Mashable melaporkan bahwa banyak pula kanal populer di YouTube dan YouTube Kids yang secara tidak langsung menyiarkan konten kekerasan. Kanal-kanal ini rupanya mengakali alogaritma. Boks pencarian YouTube juga sempat dilaporkan mempromosikan frasa-frasa yang berkaitan dengan pedofilia.
YouTube memang tidak tinggal diam.
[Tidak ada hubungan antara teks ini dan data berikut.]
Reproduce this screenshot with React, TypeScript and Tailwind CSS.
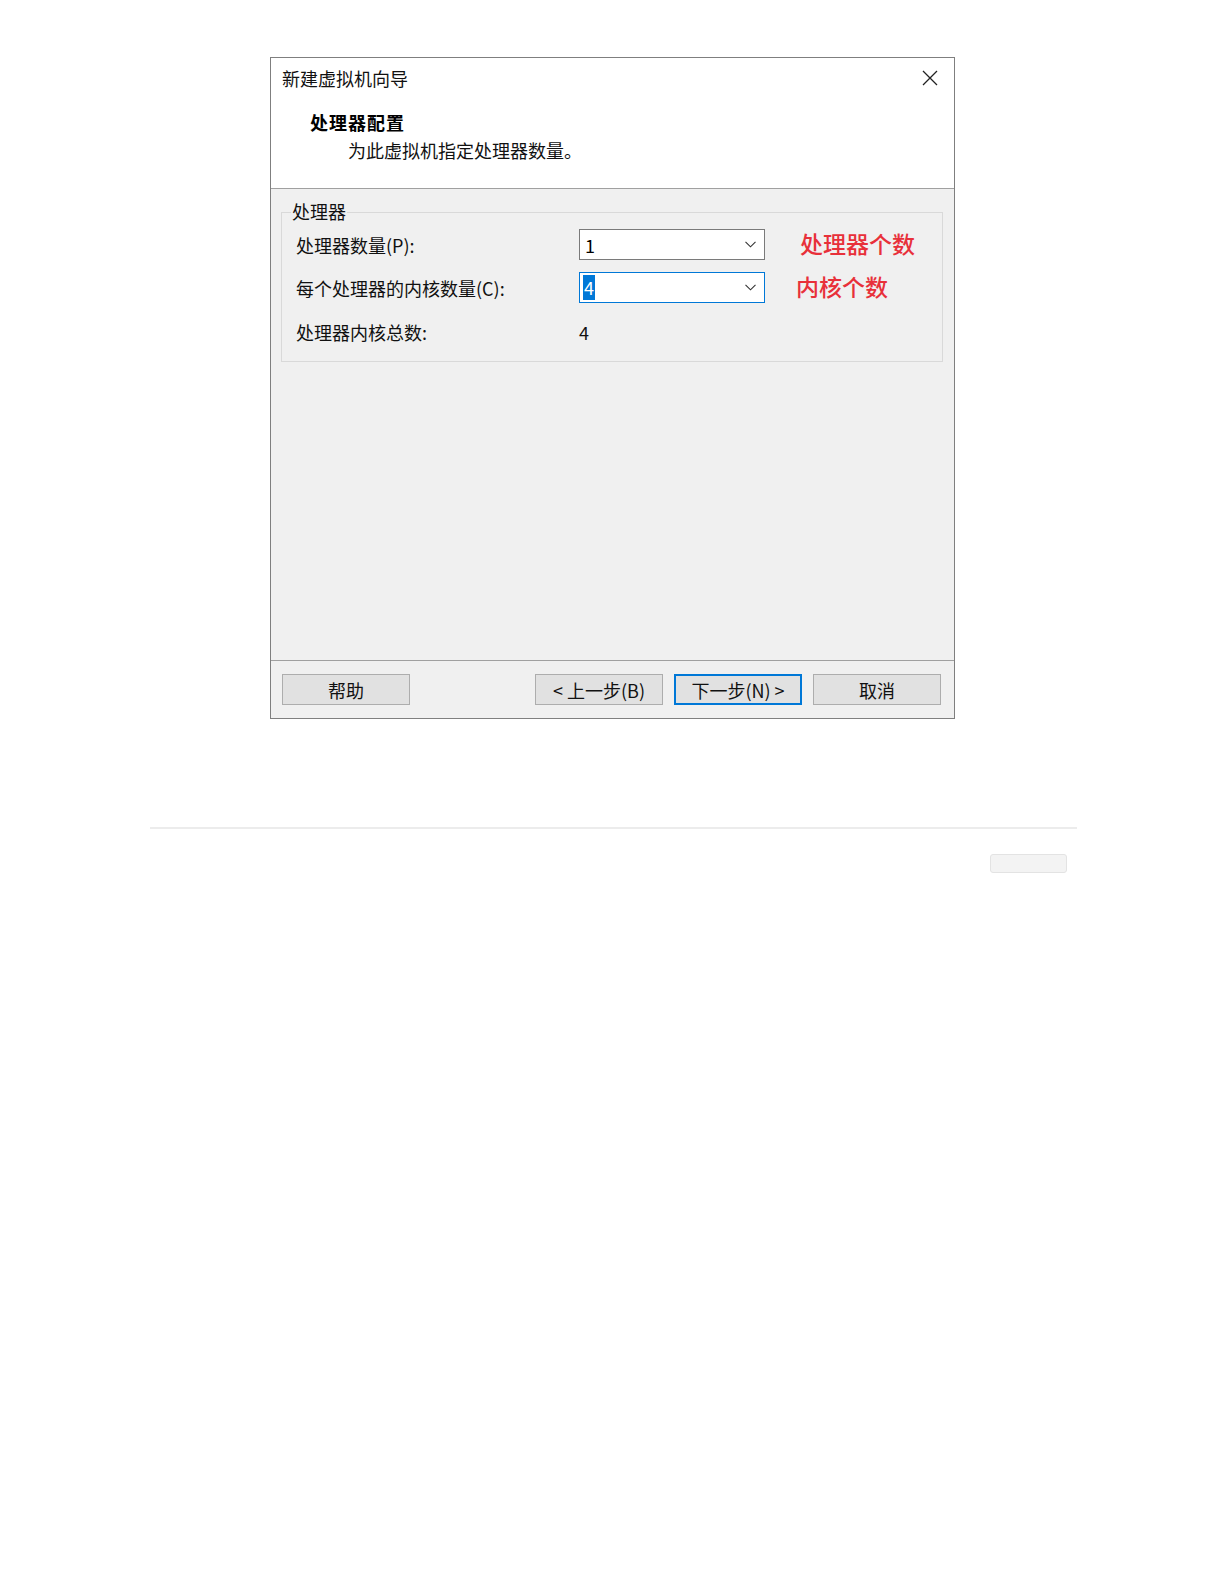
import React from "react";

const FONT = { fontFamily: '"Noto Sans CJK SC", "Noto Sans", sans-serif' };

function Chevron() {
  return (
    <svg width="11" height="7" viewBox="0 0 11 7" fill="none">
      <path d="M0.5 0.8 L5.5 5.8 L10.5 0.8" stroke="#333" strokeWidth="1.1" />
    </svg>
  );
}

function Btn({ children, primary }: { children: React.ReactNode; primary?: boolean }) {
  return (
    <div
      className={
        "w-[128px] h-[31px] flex items-center justify-center text-[18px] leading-[24px] text-[#111] bg-[#e1e1e1] " +
        (primary ? "border-2 border-[#0078d7]" : "border border-[#adadad]")
      }
    >
      {children}
    </div>
  );
}

export default function App() {
  return (
    <div className="w-[1225px] min-h-[1585px] bg-white pt-[57px]" style={FONT}>
      {/* Dialog */}
      <div className="ml-[270px] w-[685px] h-[662px] border border-[#7f7f7f] bg-[#f0f0f0] flex flex-col">
        {/* Header */}
        <div className="h-[131px] bg-white border-b border-[#a0a0a0] pt-[8px]">
          <div className="flex items-center justify-between pl-[11px] pr-[16px] h-[24px]">
            <span className="text-[18px] leading-[24px] text-[#111]">新建虚拟机向导</span>
            <svg width="16" height="16" viewBox="0 0 16 16" className="mt-[-1px]">
              <path d="M1 1 L15 15 M15 1 L1 15" stroke="#222" strokeWidth="1.3" />
            </svg>
          </div>
          <div className="mt-[20px] pl-[39px] text-[18px] leading-[24px] font-bold text-black tracking-[1px]">
            处理器配置
          </div>
          <div className="mt-[4px] pl-[77px] text-[18px] leading-[24px] text-[#111]">
            为此虚拟机指定处理器数量。
          </div>
        </div>

        {/* Body */}
        <div className="flex-1 pt-[23px] pl-[10px] pr-[11px]">
          <div className="relative border border-[#d9d9d9] pt-[16px] pb-[17px] pl-[14px]">
            <span className="absolute left-[9px] -top-[14px] px-[1px] bg-[#f0f0f0] text-[18px] leading-[24px] text-[#111]">
              处理器
            </span>
            <div className="flex items-center h-[31px]">
              <span className="w-[283px] text-[18px] leading-[24px] text-[#111]">处理器数量(P):</span>
              <div className="w-[186px] h-[31px] bg-white border border-[#7a7a7a] flex items-center justify-between pl-[5px] pr-[8px]">
                <span className="text-[18px] leading-[24px] text-black">1</span>
                <Chevron />
              </div>
              <span className="ml-[35px] -mt-[4px] text-[23px] leading-[30px] font-medium text-[#e8303a]">处理器个数</span>
            </div>
            <div className="flex items-center h-[31px] mt-[12px]">
              <span className="w-[283px] text-[18px] leading-[24px] text-[#111]">每个处理器的内核数量(C):</span>
              <div className="w-[186px] h-[31px] bg-white border border-[#0078d7] flex items-center justify-between pl-[3px] pr-[8px]">
                <span className="text-[18px] leading-[24px] h-[25px] px-[1px] bg-[#0078d7] text-white">4</span>
                <Chevron />
              </div>
              <span className="ml-[31px] -mt-[4px] text-[23px] leading-[30px] font-medium text-[#e8303a]">内核个数</span>
            </div>
            <div className="flex items-center h-[24px] mt-[17px]">
              <span className="w-[283px] text-[18px] leading-[24px] text-[#111]">处理器内核总数:</span>
              <span className="text-[18px] leading-[24px] text-[#111]">4</span>
            </div>
          </div>
        </div>

        {/* Footer */}
        <div className="h-[58px] border-t border-[#a0a0a0] pt-[13px] pl-[11px] flex">
          <Btn>帮助</Btn>
          <div className="ml-[125px]">
            <Btn>&lt; 上一步(B)</Btn>
          </div>
          <div className="ml-[11px]">
            <Btn primary>下一步(N) &gt;</Btn>
          </div>
          <div className="ml-[11px]">
            <Btn>取消</Btn>
          </div>
        </div>
      </div>

      {/* Below */}
      <div className="ml-[150px] w-[927px] mt-[108px]">
        <div className="h-[2px] bg-[#ececec]" />
        <div className="flex justify-end pr-[10px] mt-[25px]">
          <div className="w-[77px] h-[19px] rounded-[3px] bg-[#f3f3f3] border border-[#e3e3e3]" />
        </div>
      </div>
    </div>
  );
}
Selama tiga bulan terakhir tahun 2017, YouTube menghapus lebih dari 8 juta konten yang tak pantas.
Secara luas, Kaspersky Lab dalam keterangan tertulisnya yang diterima Tirto melaporkan bahwa pada 2018 masih terdapat anak di Indonesia yang mengakses situs web yang mengandung konten dewasa.
Perlukah Sensor?
Meski menganggap sensor penting, Yosua dan Nabilla yakin bahwa pendampingan orangtua secara langsung mutlak dibutuhkan anak.
Nabilla mengaku sempat kecolongan ketika anaknya ternyata mengakses konten-konten yang penuh adegan kekerasan. Pernah juga sang anak tak sengaja memutar video berkonten dewasa. Walhasil, sejak itu Nabilla mengawasi anaknya saat menggunakan internet. Caranya? Membatasi interaksi sang buah hari dengan gawai.
Sementara bagi Yosua, hubungan emosional antara orangtua dan anak menjadi hal yang sangat penting untuk mengurangi pengaruh negatif konten-konten di Internet yang sulit ia kontrol. "Jadi, dia bisa mengembangkan rasa ingin tahunya dan punya kebiasaan untuk bertanya pada orangtua mengenai hal-hal yang baru dia tahu."
Yosua merasa bahwa di dunia yang semakin digital ini, komunikasi riil antara orangtua dan anak adalah prioritas tidak tergantikan sebab bisa memupuk rasa percaya anak pada orangtua.
"Kalau anak lebih punya kepercayaan ke dunia virtual ketimbang ke orangtua yang secara fisik ada di samping dia, nanti orangtua akan lebih kesulitan menegur anak ketika koreksi dan teguran dibutuhkan," pungkasnya.